SCC staff said that they analyzed Dominion’s 2013 integrated resource plan as a reference to estimate the cost of complying with the EPA’s rule. One of two scenarios in the IRP, the Fuel Diversity Plan, calls for the addition of a third unit at the utility’s North Anna nuclear plant. (See SCC: Dominion IRP Lacks Analysis of Nuclear Plans.)

This plan would allow the state to meet its 2030 goal, the SCC staff said, but they altered it to include 69 MW of wind generation and more coal plant retirements than originally called for to meet the interim 2020 goal.

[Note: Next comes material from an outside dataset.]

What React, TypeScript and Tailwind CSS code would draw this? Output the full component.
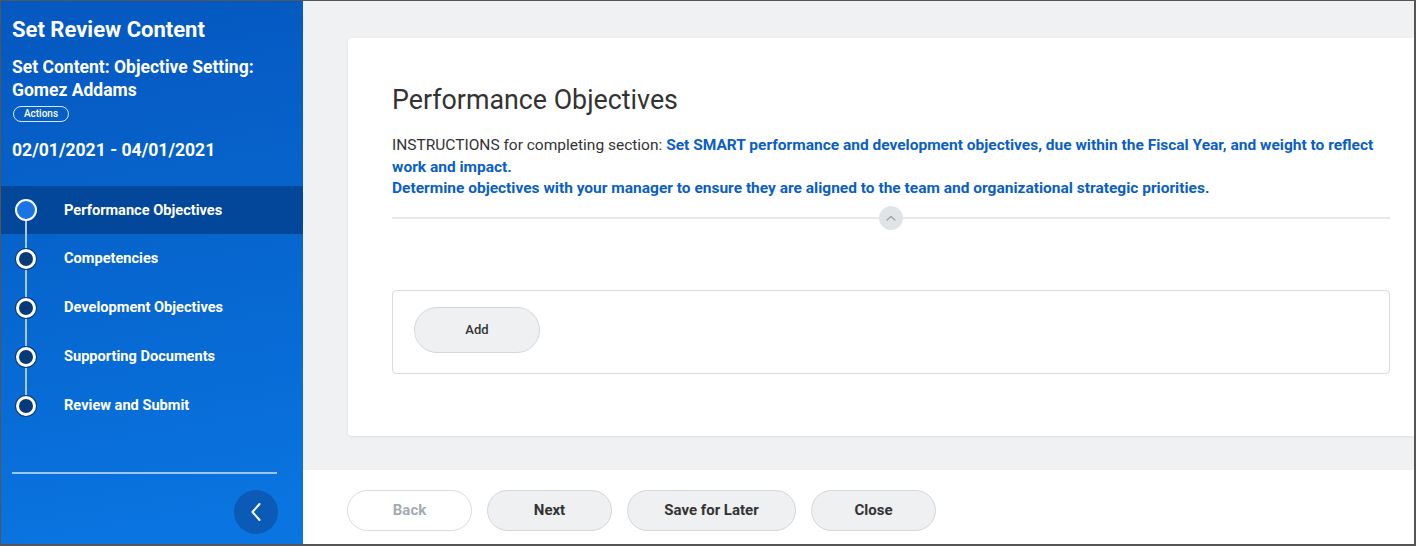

“These retirements are of grave concern because the power plants involved are used today to ensure reliable service to Virginia customers, have years of useful life remaining and cannot be replaced overnight or without regard for impacts on the electric system,” staff said.

Staff said the regulations set “generic and unsupported expectations of levels” of renewable generation and energy efficiency that “are extremely ambitious, almost certainly unachievable and uneconomic under traditional standards.”

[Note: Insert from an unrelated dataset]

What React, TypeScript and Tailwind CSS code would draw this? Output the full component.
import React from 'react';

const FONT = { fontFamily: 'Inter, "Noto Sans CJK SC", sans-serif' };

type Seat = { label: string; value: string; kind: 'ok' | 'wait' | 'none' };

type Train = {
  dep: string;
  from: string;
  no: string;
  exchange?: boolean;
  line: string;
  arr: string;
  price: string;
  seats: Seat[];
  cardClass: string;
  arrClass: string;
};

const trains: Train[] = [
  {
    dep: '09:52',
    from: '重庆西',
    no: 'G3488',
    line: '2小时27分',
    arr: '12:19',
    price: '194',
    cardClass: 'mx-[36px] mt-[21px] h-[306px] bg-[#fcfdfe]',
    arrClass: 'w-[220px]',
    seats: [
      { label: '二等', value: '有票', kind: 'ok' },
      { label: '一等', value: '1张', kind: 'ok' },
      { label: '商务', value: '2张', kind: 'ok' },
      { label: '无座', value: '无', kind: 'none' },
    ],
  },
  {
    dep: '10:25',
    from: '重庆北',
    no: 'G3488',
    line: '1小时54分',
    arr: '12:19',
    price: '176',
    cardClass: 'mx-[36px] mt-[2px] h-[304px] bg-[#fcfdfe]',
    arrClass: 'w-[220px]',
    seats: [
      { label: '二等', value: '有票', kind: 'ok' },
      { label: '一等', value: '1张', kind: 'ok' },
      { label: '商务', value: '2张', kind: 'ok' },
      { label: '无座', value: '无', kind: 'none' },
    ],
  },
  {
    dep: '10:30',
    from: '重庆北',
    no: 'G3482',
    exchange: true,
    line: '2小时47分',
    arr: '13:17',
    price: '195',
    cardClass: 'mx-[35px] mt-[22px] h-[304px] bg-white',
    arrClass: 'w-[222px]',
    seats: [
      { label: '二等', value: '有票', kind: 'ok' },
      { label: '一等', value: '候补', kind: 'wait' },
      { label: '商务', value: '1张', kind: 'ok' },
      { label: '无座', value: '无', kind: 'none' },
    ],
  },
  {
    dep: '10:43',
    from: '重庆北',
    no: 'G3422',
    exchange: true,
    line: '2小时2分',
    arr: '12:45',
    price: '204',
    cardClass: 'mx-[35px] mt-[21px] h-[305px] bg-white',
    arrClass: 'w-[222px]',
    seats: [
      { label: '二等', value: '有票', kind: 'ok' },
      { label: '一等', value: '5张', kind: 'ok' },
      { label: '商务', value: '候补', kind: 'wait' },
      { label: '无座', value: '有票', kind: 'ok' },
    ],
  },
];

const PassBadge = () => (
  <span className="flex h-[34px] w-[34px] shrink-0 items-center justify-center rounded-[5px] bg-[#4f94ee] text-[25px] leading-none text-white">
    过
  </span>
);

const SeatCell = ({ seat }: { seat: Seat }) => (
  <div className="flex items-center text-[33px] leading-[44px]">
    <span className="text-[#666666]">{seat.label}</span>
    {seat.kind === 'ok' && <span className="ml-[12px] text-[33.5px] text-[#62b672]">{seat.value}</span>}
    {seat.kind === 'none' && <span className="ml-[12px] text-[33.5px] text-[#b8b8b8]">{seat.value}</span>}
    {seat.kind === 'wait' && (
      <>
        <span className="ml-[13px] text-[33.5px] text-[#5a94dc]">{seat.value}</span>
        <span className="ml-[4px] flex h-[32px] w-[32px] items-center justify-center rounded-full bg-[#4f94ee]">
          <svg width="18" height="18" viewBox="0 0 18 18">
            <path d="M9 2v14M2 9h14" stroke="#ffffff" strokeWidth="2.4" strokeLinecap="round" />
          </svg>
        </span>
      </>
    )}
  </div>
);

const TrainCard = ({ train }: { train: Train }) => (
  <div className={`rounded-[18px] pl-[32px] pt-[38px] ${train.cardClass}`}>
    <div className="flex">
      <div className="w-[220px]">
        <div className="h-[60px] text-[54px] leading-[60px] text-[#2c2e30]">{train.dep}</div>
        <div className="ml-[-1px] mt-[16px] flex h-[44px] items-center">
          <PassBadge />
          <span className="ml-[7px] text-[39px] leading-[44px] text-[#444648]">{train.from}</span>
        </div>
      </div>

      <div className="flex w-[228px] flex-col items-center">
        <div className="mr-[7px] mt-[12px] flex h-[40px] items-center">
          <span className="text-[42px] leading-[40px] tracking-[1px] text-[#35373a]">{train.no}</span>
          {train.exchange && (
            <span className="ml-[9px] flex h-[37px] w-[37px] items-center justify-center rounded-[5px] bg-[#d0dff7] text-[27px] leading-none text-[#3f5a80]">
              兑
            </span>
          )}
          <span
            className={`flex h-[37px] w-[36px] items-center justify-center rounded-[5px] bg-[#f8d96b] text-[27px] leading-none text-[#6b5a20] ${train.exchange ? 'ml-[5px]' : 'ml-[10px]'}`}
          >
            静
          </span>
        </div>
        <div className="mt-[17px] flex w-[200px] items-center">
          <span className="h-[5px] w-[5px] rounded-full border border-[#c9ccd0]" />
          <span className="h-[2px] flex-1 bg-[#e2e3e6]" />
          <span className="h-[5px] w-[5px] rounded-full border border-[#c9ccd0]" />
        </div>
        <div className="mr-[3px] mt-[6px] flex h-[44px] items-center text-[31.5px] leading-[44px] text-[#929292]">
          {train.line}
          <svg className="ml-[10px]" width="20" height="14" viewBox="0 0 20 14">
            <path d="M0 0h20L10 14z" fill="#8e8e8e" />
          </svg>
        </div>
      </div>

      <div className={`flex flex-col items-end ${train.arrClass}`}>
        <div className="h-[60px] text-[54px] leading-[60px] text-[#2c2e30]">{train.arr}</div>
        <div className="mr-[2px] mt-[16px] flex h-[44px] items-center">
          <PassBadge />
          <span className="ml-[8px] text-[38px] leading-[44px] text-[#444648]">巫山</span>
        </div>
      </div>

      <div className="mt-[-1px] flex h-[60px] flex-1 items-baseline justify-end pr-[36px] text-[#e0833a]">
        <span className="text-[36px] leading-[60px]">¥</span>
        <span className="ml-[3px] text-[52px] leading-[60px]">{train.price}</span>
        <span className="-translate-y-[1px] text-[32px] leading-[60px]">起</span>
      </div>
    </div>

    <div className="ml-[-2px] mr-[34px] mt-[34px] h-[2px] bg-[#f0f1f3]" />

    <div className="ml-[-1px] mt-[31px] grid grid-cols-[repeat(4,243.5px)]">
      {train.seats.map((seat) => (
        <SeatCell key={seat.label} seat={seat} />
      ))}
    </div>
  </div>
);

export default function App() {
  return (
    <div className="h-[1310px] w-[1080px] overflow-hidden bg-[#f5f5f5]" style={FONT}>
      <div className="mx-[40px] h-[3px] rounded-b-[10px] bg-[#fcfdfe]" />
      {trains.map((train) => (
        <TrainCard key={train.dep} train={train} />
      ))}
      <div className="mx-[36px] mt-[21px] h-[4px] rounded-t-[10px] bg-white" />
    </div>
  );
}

Enviros: SCC Staff ‘Playing Politics’

Several environmental groups, however, criticized SCC staff’s assertions as inaccurate.

“The SCC staff analysis is just plain wrong,” said Glen Besa, director of the Sierra Club’s Virginia Chapter. “They’re playing politics with climate change science and they have no business doing that, and they’re bringing discredit on the commission.”

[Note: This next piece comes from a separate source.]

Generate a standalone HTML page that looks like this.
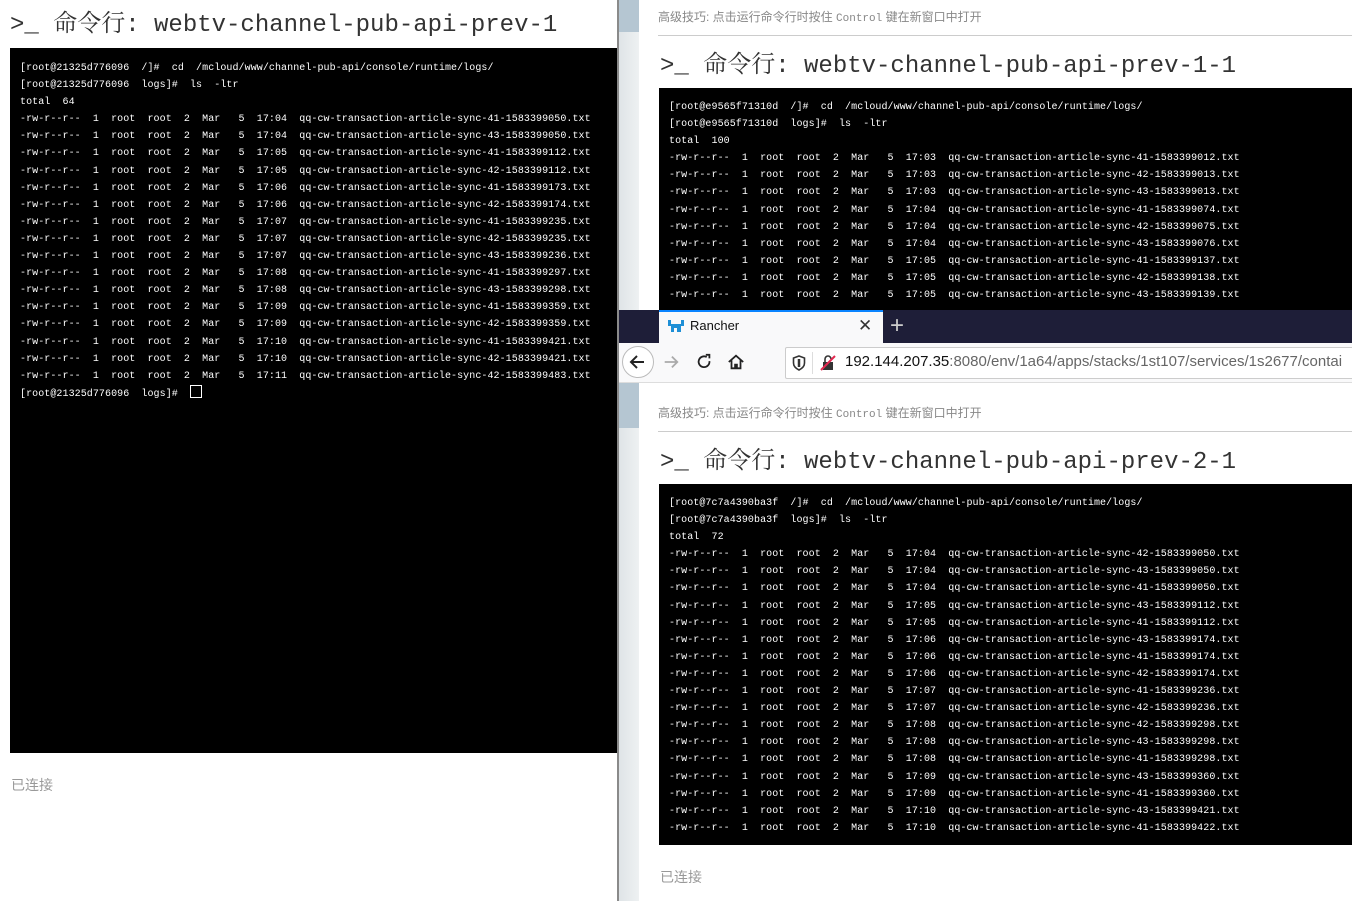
<!DOCTYPE html>
<html><head><meta charset="utf-8"><style>
body{margin:0;width:1352px;height:901px;position:relative;overflow:hidden;background:#fff;font-family:"Liberation Sans","Noto Sans CJK SC",sans-serif}
.a{position:absolute}
.term{position:absolute;background:#000;color:#fff;font-family:"Liberation Mono","Noto Sans CJK SC",monospace;font-size:10px;letter-spacing:0.07px;line-height:17.1px;white-space:pre;overflow:hidden}
.title{position:absolute;font-family:"Liberation Mono","Noto Serif CJK SC",monospace;font-size:24px;color:#333;white-space:pre}
.tip{position:absolute;font-size:12px;color:#888;white-space:pre;font-family:"Liberation Sans","Noto Sans CJK SC",sans-serif}
.tip span{font-family:"Liberation Mono",monospace;font-size:11px}
.conn{position:absolute;font-size:14px;color:#999;font-family:"Liberation Sans","Noto Sans CJK SC",sans-serif}
</style></head><body>
<!-- left window -->
<div class="title" style="left:10px;top:3px">&gt;_ 命令行: webtv-channel-pub-api-prev-1</div>
<div class="term" style="left:10px;top:48px;width:608px;height:705px;padding:12px 0 0 10px;box-sizing:border-box">[root@21325d776096  /]#  cd  /mcloud/www/channel-pub-api/console/runtime/logs/
[root@21325d776096  logs]#  ls  -ltr
total  64
-rw-r--r--  1  root  root  2  Mar   5  17:04  qq-cw-transaction-article-sync-41-1583399050.txt
-rw-r--r--  1  root  root  2  Mar   5  17:04  qq-cw-transaction-article-sync-43-1583399050.txt
-rw-r--r--  1  root  root  2  Mar   5  17:05  qq-cw-transaction-article-sync-41-1583399112.txt
-rw-r--r--  1  root  root  2  Mar   5  17:05  qq-cw-transaction-article-sync-42-1583399112.txt
-rw-r--r--  1  root  root  2  Mar   5  17:06  qq-cw-transaction-article-sync-41-1583399173.txt
-rw-r--r--  1  root  root  2  Mar   5  17:06  qq-cw-transaction-article-sync-42-1583399174.txt
-rw-r--r--  1  root  root  2  Mar   5  17:07  qq-cw-transaction-article-sync-41-1583399235.txt
-rw-r--r--  1  root  root  2  Mar   5  17:07  qq-cw-transaction-article-sync-42-1583399235.txt
-rw-r--r--  1  root  root  2  Mar   5  17:07  qq-cw-transaction-article-sync-43-1583399236.txt
-rw-r--r--  1  root  root  2  Mar   5  17:08  qq-cw-transaction-article-sync-41-1583399297.txt
-rw-r--r--  1  root  root  2  Mar   5  17:08  qq-cw-transaction-article-sync-43-1583399298.txt
-rw-r--r--  1  root  root  2  Mar   5  17:09  qq-cw-transaction-article-sync-41-1583399359.txt
-rw-r--r--  1  root  root  2  Mar   5  17:09  qq-cw-transaction-article-sync-42-1583399359.txt
-rw-r--r--  1  root  root  2  Mar   5  17:10  qq-cw-transaction-article-sync-41-1583399421.txt
-rw-r--r--  1  root  root  2  Mar   5  17:10  qq-cw-transaction-article-sync-42-1583399421.txt
-rw-r--r--  1  root  root  2  Mar   5  17:11  qq-cw-transaction-article-sync-42-1583399483.txt
[root@21325d776096  logs]#  <span style="display:inline-block;width:10px;height:11px;border:1px solid #fff;vertical-align:-2px"></span></div>
<div class="conn" style="left:11px;top:775px">已连接</div>
<div class="a" style="left:617px;top:0;width:2px;height:901px;background:#8a8a8a"></div>

<!-- right strip -->
<div class="a" style="left:619px;top:0;width:20px;height:901px;background:linear-gradient(90deg,#dfe4e7,#eef1f2)"></div>
<div class="a" style="left:619px;top:0;width:20px;height:32px;background:#b5c6d2"></div>
<div class="a" style="left:619px;top:383px;width:20px;height:45px;background:#b5c6d2"></div>

<!-- top right window -->
<div class="tip" style="left:658px;top:8px">高级技巧: 点击运行命令行时按住 <span>Control</span> 键在新窗口中打开</div>
<div class="a" style="left:658px;top:35px;width:694px;height:1px;background:#ccc"></div>
<div class="title" style="left:660px;top:44px">&gt;_ 命令行: webtv-channel-pub-api-prev-1-1</div>
<div class="term" style="left:659px;top:88px;width:693px;height:222px;padding:11px 0 0 10px;box-sizing:border-box">[root@e9565f71310d  /]#  cd  /mcloud/www/channel-pub-api/console/runtime/logs/
[root@e9565f71310d  logs]#  ls  -ltr
total  100
-rw-r--r--  1  root  root  2  Mar   5  17:03  qq-cw-transaction-article-sync-41-1583399012.txt
-rw-r--r--  1  root  root  2  Mar   5  17:03  qq-cw-transaction-article-sync-42-1583399013.txt
-rw-r--r--  1  root  root  2  Mar   5  17:03  qq-cw-transaction-article-sync-43-1583399013.txt
-rw-r--r--  1  root  root  2  Mar   5  17:04  qq-cw-transaction-article-sync-41-1583399074.txt
-rw-r--r--  1  root  root  2  Mar   5  17:04  qq-cw-transaction-article-sync-42-1583399075.txt
-rw-r--r--  1  root  root  2  Mar   5  17:04  qq-cw-transaction-article-sync-43-1583399076.txt
-rw-r--r--  1  root  root  2  Mar   5  17:05  qq-cw-transaction-article-sync-41-1583399137.txt
-rw-r--r--  1  root  root  2  Mar   5  17:05  qq-cw-transaction-article-sync-42-1583399138.txt
-rw-r--r--  1  root  root  2  Mar   5  17:05  qq-cw-transaction-article-sync-43-1583399139.txt</div>

<!-- browser chrome -->
<div class="a" style="left:619px;top:310px;width:733px;height:33px;background:#1e1e38"></div>
<div class="a" style="left:659px;top:310px;width:224px;height:33px;background:#f9f9fa;border-top:2px solid #0a84ff;box-sizing:border-box"></div>
<svg class="a" style="left:667px;top:318px" width="18" height="16" viewBox="0 0 18 16"><path d="M1 2h3v4h10V2h3v6h-3v6h-4v-4H7v4H4V8H1z" fill="#1e8fd6"/></svg>
<div class="a" style="left:690px;top:318px;font-size:13px;color:#111">Rancher</div>
<div class="a" style="left:858px;top:316px;font-size:17px;color:#333">✕</div>
<div class="a" style="left:890px;top:312px;font-size:24px;color:#ccc;font-weight:300">+</div>
<div class="a" style="left:619px;top:343px;width:733px;height:40px;background:#f9f9fa;border-bottom:1px solid #ddd;box-sizing:border-box"></div>
<div class="a" style="left:622px;top:346px;width:32px;height:32px;border:1px solid #bbb;border-radius:50%;background:#fff;box-sizing:border-box"></div>
<svg class="a" style="left:628px;top:352px" width="20" height="20" viewBox="0 0 20 20"><path d="M16 10H4M9 4l-6 6 6 6" stroke="#222" stroke-width="2" fill="none"/></svg>
<svg class="a" style="left:662px;top:353px" width="18" height="18" viewBox="0 0 20 20"><path d="M3 10h13M11 4l6 6-6 6" stroke="#aaa" stroke-width="2" fill="none"/></svg>
<svg class="a" style="left:695px;top:353px" width="18" height="18" viewBox="0 0 20 20"><path d="M16 9A6 6 0 1 1 13 4.5M12 2h4v4" stroke="#222" stroke-width="2" fill="none"/></svg>
<svg class="a" style="left:727px;top:353px" width="18" height="18" viewBox="0 0 20 20"><path d="M2 10L10 3l8 7M5 8v9h4v-4h2v4h4V8" stroke="#222" stroke-width="2" fill="none"/></svg>
<div class="a" style="left:785px;top:347px;width:580px;height:32px;background:#fff;border:1px solid #ccc;box-sizing:border-box;border-radius:2px"></div>
<svg class="a" style="left:792px;top:355px" width="14" height="16" viewBox="0 0 14 16"><path d="M7 1l5.5 2v5c0 3.5-2.5 5.5-5.5 7C4 13.5 1.5 11.5 1.5 8V3z" stroke="#333" stroke-width="1.6" fill="none"/><path d="M7 4v8" stroke="#333" stroke-width="2.5"/></svg>
<div class="a" style="left:812px;top:352px;width:1px;height:22px;background:#ddd"></div>
<svg class="a" style="left:820px;top:355px" width="16" height="16" viewBox="0 0 16 16"><rect x="3" y="7" width="10" height="8" fill="#333"/><path d="M5 7V4a3 3 0 0 1 6 0" stroke="#333" stroke-width="1.6" fill="none"/><path d="M1 15L15 1" stroke="#e22850" stroke-width="2"/></svg>
<div class="a" style="left:845px;top:353px;font-size:15px;color:#111;white-space:pre">192.144.207.35<span style="color:#666">:8080/env/1a64/apps/stacks/1st107/services/1s2677/contai</span></div>

<!-- bottom right window -->
<div class="tip" style="left:658px;top:404px">高级技巧: 点击运行命令行时按住 <span>Control</span> 键在新窗口中打开</div>
<div class="a" style="left:658px;top:431px;width:694px;height:1px;background:#ccc"></div>
<div class="title" style="left:660px;top:440px">&gt;_ 命令行: webtv-channel-pub-api-prev-2-1</div>
<div class="term" style="left:659px;top:484px;width:693px;height:361px;padding:11px 0 0 10px;box-sizing:border-box">[root@7c7a4390ba3f  /]#  cd  /mcloud/www/channel-pub-api/console/runtime/logs/
[root@7c7a4390ba3f  logs]#  ls  -ltr
total  72
-rw-r--r--  1  root  root  2  Mar   5  17:04  qq-cw-transaction-article-sync-42-1583399050.txt
-rw-r--r--  1  root  root  2  Mar   5  17:04  qq-cw-transaction-article-sync-43-1583399050.txt
-rw-r--r--  1  root  root  2  Mar   5  17:04  qq-cw-transaction-article-sync-41-1583399050.txt
-rw-r--r--  1  root  root  2  Mar   5  17:05  qq-cw-transaction-article-sync-43-1583399112.txt
-rw-r--r--  1  root  root  2  Mar   5  17:05  qq-cw-transaction-article-sync-41-1583399112.txt
-rw-r--r--  1  root  root  2  Mar   5  17:06  qq-cw-transaction-article-sync-43-1583399174.txt
-rw-r--r--  1  root  root  2  Mar   5  17:06  qq-cw-transaction-article-sync-41-1583399174.txt
-rw-r--r--  1  root  root  2  Mar   5  17:06  qq-cw-transaction-article-sync-42-1583399174.txt
-rw-r--r--  1  root  root  2  Mar   5  17:07  qq-cw-transaction-article-sync-41-1583399236.txt
-rw-r--r--  1  root  root  2  Mar   5  17:07  qq-cw-transaction-article-sync-42-1583399236.txt
-rw-r--r--  1  root  root  2  Mar   5  17:08  qq-cw-transaction-article-sync-42-1583399298.txt
-rw-r--r--  1  root  root  2  Mar   5  17:08  qq-cw-transaction-article-sync-43-1583399298.txt
-rw-r--r--  1  root  root  2  Mar   5  17:08  qq-cw-transaction-article-sync-41-1583399298.txt
-rw-r--r--  1  root  root  2  Mar   5  17:09  qq-cw-transaction-article-sync-43-1583399360.txt
-rw-r--r--  1  root  root  2  Mar   5  17:09  qq-cw-transaction-article-sync-41-1583399360.txt
-rw-r--r--  1  root  root  2  Mar   5  17:10  qq-cw-transaction-article-sync-43-1583399421.txt
-rw-r--r--  1  root  root  2  Mar   5  17:10  qq-cw-transaction-article-sync-41-1583399422.txt</div>
<div class="conn" style="left:660px;top:867px">已连接</div>
</body></html>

“The SCC staff crossed the line in their hastily submitted comments to EPA and I think they’ll ultimately regret that mistake,” said Dawone Robinson, the Chesapeake Climate Action Network’s Virginia policy director. “I think they misread the rule.”

Specifically, Robinson questioned the use of Dominion’s Fuel Diversity Plan as a way to comply with the regulations.

“SCC staff seems to suggest that in order to comply with the Clean Power Plan, Virginia needs to invest in a third nuclear reactor at North Anna, and that simply isn’t the case,” Robinson said. “Additionally, many of the coal plant retirements and natural gas conversions that the SCC staff suggests will hamper the state … were proposed by the utility before the Clean Power Plan was even released.”

Robinson’s comments echo those made by Cale Jaffe, director of the Southern Environmental Law Center’s Virginia office, to The Richmond Times-Dispatch.

“It appears the staff has misread the rule,” Jaffe said. “Analyses that we have reviewed show that Virginia is already 80% of the way to meeting Virginia’s carbon pollution target under the Clean Power Plan.

“Almost all of those reductions are coming from coal plant retirements and natural gas conversions that the utilities put in place long before the Clean Power Plan was even released.”

The EPA, which will be accepting comments on the proposed rule through Dec. 1, will issue the final rule in June 2015.